Le nostre piccole e abituali cose non torneranno normali, anche se stamani tutti pensano che risaliamo su un treno che, tra rotaie traballanti e di sicuro qualche fermata fuori stazione, dovrebbe riportare da quelle parti. Non quelle del terrazzino con la bandiera della Roma, attaccato alla ferrovia.
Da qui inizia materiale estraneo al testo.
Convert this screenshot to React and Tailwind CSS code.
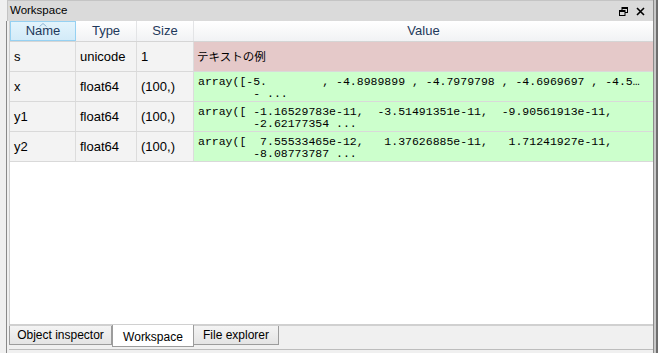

Ma quelle della normalità.
Come ha detto la Littizzetto ieri sera, ci serve più che altro una botta di culo.
Il mio pensiero, stamani, va soprattutto a quei tantissimi che riprenderanno gli autobus e le metro, e ai volontari che da oggi in poi saranno lì a tutelare le folle di gente che sale e scende dai mezzi pubblici, (le sagome che mi piaceva fotografare, incosciente del dopo), perché mantengano le distanze e le mascherine in faccia. Tutta gente, i viaggiatori dei mezzi pubblici, che non può fare a meno di prenderli per andare a lavorare. Stasera torneranno a casa con quel velo di ansia, e guarderanno i loro bambini senza la spensieratezza di poterli abbracciare come facevano prima, quando anche attaccandogli un po' di puzza del metallo dei corrimano, in confronto alla paura di oggi era oro.
Un giorno, su un autobus, vicino al corrimano ho letto la targhetta di quelle che invitano alla prudenza. C'era scritto: durante la corsa reggersi agli appositi so... gni. Si era cancellata la sillaba "ste", che avrebbe composto la parola "sostegni". Così, invece che reggersi agli appositi sostegni, dovevamo "reggerci agli appositi sogni". Che oggi sarebbe anche appropriato visto che ai sostegni non si vorrà reggere nessuno, per paura del contagio. Ma ai sogni sì. Ai sogni, credo, ci vogliamo attaccare con più forza di prima.